Cod Almighty | Diary
Diary - Tuesday 27 September 2005
27 September 2005
Very little of interest has surfaced on the internet in advance of tonight's game between Town and Notts County, save a preview on the 'Pies official site with a picture of Russell Slade managing them in 1994 and bearing only slightly more hair than in 2005. We can safely assume, in the absence of evidence to the contrary, that Simon Francis might play and Tommy Taylor won't. This being the case, let us spend this Tuesday lunchtime catching up with some of your emails.
Your first tale of drunkenness and cruelty comes from Andrew Smith, who has opted to spill the beans about his - and some of the players' - exploits after last week's thrilling win over Tottenham. "We ended up in Gullivers of all places with Messrs Croft, Gritton, Crane and North," whispers Andy. "Gritts claimed not to have shagged her off Sky, but he was clearly lying. Crofty was full of it - even he knows how awful Parky is. Oh, what a night. Had to be on the train at 7:30 the next morning - woke up at Manchester Airport, needed to be at Doncaster, but what the hell! Keep up the good work." Thanks mate.
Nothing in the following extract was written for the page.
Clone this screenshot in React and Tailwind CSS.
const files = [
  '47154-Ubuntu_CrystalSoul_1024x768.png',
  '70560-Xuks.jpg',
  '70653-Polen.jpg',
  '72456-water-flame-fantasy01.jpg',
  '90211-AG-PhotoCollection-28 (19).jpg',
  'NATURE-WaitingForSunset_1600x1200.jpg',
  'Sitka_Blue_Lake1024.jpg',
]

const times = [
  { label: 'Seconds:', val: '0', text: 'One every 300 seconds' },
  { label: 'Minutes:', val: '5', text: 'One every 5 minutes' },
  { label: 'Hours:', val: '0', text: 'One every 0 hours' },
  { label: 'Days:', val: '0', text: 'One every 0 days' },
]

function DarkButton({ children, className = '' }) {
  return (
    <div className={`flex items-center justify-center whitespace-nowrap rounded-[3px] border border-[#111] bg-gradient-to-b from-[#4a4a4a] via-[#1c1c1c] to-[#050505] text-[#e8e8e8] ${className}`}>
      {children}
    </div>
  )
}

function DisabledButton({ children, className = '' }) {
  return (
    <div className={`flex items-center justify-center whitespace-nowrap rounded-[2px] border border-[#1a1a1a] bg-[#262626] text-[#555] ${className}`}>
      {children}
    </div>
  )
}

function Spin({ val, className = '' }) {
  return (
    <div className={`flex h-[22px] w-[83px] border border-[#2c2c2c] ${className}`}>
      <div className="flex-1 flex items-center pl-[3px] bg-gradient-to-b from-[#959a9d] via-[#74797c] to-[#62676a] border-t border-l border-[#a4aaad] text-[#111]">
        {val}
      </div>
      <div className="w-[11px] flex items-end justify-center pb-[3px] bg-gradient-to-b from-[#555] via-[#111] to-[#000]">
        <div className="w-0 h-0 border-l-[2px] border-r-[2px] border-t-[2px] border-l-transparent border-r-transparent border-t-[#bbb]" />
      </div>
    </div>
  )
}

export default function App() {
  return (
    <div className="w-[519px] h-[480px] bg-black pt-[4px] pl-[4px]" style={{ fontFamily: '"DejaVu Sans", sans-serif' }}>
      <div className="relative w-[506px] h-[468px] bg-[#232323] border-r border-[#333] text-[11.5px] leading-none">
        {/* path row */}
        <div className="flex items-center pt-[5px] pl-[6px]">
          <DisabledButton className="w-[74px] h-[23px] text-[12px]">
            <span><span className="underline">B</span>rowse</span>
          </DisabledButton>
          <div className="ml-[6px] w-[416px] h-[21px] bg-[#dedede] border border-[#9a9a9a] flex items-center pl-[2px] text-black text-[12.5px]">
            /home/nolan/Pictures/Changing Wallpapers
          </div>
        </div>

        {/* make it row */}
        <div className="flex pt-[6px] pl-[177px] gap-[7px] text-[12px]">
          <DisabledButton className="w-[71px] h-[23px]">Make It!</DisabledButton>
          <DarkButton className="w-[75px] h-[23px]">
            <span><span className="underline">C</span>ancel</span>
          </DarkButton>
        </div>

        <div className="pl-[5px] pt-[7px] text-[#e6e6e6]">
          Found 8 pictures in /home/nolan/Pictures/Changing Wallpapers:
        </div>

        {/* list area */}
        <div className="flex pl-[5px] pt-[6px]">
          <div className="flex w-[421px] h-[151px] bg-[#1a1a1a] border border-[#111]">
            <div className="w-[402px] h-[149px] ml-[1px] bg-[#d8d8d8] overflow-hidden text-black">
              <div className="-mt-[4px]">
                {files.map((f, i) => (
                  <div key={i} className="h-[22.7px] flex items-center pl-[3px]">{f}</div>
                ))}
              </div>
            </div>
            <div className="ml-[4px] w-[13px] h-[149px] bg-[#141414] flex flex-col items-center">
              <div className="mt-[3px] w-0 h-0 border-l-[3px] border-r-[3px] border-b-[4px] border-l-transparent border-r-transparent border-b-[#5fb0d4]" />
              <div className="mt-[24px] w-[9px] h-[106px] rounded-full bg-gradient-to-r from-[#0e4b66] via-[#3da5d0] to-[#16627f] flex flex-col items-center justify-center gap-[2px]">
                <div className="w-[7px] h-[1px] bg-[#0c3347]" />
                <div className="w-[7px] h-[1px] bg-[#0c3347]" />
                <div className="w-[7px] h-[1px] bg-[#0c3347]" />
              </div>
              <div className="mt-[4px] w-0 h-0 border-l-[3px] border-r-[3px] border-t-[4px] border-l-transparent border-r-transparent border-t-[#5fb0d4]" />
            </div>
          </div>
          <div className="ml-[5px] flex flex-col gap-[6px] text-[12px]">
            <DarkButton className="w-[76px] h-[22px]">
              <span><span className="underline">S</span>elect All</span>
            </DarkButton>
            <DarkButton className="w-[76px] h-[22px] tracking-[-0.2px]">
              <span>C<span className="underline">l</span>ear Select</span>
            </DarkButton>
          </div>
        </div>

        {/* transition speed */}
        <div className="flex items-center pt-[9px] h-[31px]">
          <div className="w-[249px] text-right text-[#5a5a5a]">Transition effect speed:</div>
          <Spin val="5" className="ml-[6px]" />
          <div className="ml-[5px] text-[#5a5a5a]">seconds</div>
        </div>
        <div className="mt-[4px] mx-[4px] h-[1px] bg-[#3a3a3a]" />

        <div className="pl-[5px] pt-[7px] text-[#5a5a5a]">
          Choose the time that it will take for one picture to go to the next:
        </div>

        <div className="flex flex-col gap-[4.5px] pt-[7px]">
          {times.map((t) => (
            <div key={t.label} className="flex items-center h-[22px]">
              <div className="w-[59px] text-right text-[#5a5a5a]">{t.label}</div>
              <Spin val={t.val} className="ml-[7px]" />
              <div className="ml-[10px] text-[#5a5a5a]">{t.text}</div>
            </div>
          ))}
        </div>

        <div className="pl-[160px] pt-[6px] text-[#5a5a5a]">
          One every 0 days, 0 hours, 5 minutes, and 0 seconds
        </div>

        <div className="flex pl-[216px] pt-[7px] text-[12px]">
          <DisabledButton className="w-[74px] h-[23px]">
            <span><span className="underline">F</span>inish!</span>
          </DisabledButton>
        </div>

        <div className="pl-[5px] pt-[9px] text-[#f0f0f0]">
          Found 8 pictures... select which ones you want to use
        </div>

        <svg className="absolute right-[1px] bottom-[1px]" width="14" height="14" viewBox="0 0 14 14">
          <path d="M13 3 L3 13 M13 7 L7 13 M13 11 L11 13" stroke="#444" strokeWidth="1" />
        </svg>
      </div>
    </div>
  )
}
Gulliver's has clearly gone downhill since the days when the Diary was a regular: back then, there'd never have been a footballer within half a mile of the place.
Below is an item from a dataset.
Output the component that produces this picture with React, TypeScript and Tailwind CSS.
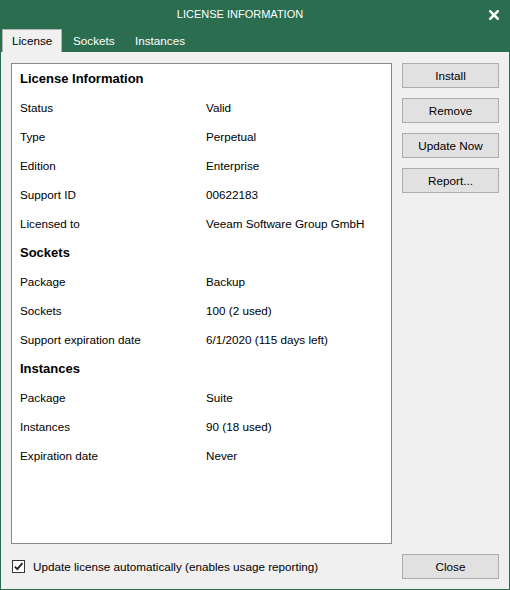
import React from "react";

const font = { fontFamily: '"Liberation Sans", Arial, sans-serif' };

type Row = { label: string; value?: string; header?: boolean };

const rows: Row[] = [
  { label: "License Information", header: true },
  { label: "Status", value: "Valid" },
  { label: "Type", value: "Perpetual" },
  { label: "Edition", value: "Enterprise" },
  { label: "Support ID", value: "00622183" },
  { label: "Licensed to", value: "Veeam Software Group GmbH" },
  { label: "Sockets", header: true },
  { label: "Package", value: "Backup" },
  { label: "Sockets", value: "100 (2 used)" },
  { label: "Support expiration date", value: "6/1/2020 (115 days left)" },
  { label: "Instances", header: true },
  { label: "Package", value: "Suite" },
  { label: "Instances", value: "90 (18 used)" },
  { label: "Expiration date", value: "Never" },
];

function Btn({ children }: { children: React.ReactNode }) {
  return (
    <button className="h-[25px] w-[97px] bg-[#e1e1e1] border border-[#adadad] text-[11.7px] text-black flex items-center justify-center">
      {children}
    </button>
  );
}

export default function App() {
  return (
    <div
      className="w-[510px] h-[590px] bg-[#2b6d4f] flex flex-col overflow-hidden"
      style={font}
    >
      {/* title bar */}
      <div className="h-[29px] flex items-center relative">
        <div className="w-[480px] text-center text-white text-[11px]">
          LICENSE INFORMATION
        </div>
        <svg
          className="absolute left-[489px] top-[10px]"
          width="10"
          height="10"
          viewBox="0 0 10 10"
        >
          <path
            d="M1.3 1.3 L8.7 8.7 M8.7 1.3 L1.3 8.7"
            stroke="white"
            strokeWidth="2.6"
            strokeLinecap="square"
          />
        </svg>
      </div>

      {/* tabs */}
      <div className="h-[23px] flex items-end pl-[2px] text-[11.7px]">
        <div className="h-[23px] w-[60px] bg-[#f0f0f0] border border-b-0 border-[#b4b4b4] pl-[9px] flex items-center text-black">
          License
        </div>
        <div className="h-[23px] w-[62px] pl-[11px] flex items-center text-white">
          Sockets
        </div>
        <div className="h-[23px] pl-[11px] flex items-center text-white">
          Instances
        </div>
      </div>

      {/* body */}
      <div className="flex-1 mx-[1px] mb-[1px] bg-[#f0f0f0] flex flex-col px-[10px] pt-[11px] pb-[10px]">
        <div className="flex gap-[10px] h-[481px]">
          <div className="flex-1 bg-white border border-[#898989] pl-[8px]">
            {rows.map((r, i) =>
              r.header ? (
                <div
                  key={i}
                  className="h-[29px] flex items-center text-[13px] font-bold text-black"
                >
                  {r.label}
                </div>
              ) : (
                <div
                  key={i}
                  className="h-[29px] flex items-center text-[11.7px] text-black"
                >
                  <div className="w-[186px]">{r.label}</div>
                  <div>{r.value}</div>
                </div>
              )
            )}
          </div>
          <div className="w-[97px] flex flex-col gap-[10px]">
            <Btn>Install</Btn>
            <Btn>Remove</Btn>
            <Btn>Update Now</Btn>
            <Btn>Report...</Btn>
          </div>
        </div>

        <div className="mt-[10px] h-[25px] flex items-center justify-between">
          <label className="flex items-center gap-[8px] text-[11.7px] text-black pl-[1px]">
            <span className="w-[13px] h-[13px] border border-[#333] bg-white flex items-center justify-center">
              <svg width="11" height="11" viewBox="0 0 11 11">
                <path
                  d="M1.8 5.6 L4.3 8.2 L9.4 2.2"
                  fill="none"
                  stroke="#222"
                  strokeWidth="1.8"
                />
              </svg>
            </span>
            Update license automatically (enables usage reporting)
          </label>
          <Btn>Close</Btn>
        </div>
      </div>
    </div>
  );
}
"Having a recently replastered chimney breast gave me the ideal blank canvas to write the score from that epic victory over Spurs," writes Sibbo. "It reads one-nil to Town. Am I dreaming, or is it safe to wake up yet?" It's safe to wake up, Sibbo. Just don't go near Town's dressing room with the orange juice.
It's not often the Diary gets through three emails without at least one of them being from John Pakey - but today... oh. "Picking up the Guardian today," wrote John, yesterday, "I cast my eye over the sport section and it seems that Grimsby's own number one, Steve Mildenhall, has been interviewed on his music taste in the 'What's rocking sport' section. Now, not wishing to criticise the big man, who did so well the other week in his part in making a bunch of north London toffs resemble a pub team with a fat guy playing on the left side of midfield. However, his top five seems to be vacant on one little-known hit called 'Up the Mariners' by top trio Pisces. Either way, good to see 'the likes of Grimsby' getting into the national press." Indeed, though less good to see One Ball drag our name through the mud with his ill-informed notions of genre. They might play toss like David Gray at Gulliver's these days, Mr Mildenhall, but that no longer means it must be indie.
Today's final speck of Diary detritus sticks on the subject of music like John McDermott to Andy Reid. It is an email from James Thundercliffe, who seems to be labouring under the misapprehension that his status as brother of Cod Almighty's own star interviewer and teaboy extraordinaire Paul will persuade this website to abandon its strict policy of refusing adverts and grant him a nepotistic favour by mentioning the gig at the Grimsby College Drum Bar this Friday, 30 September, where James's band South Parade will be performing their own compositions, supported by The Sonic Purveyors and Turning Tides, with admission charged at £3 and drinks promotions running throughout the night. Ha! You must think we were born yesterday, sunshine!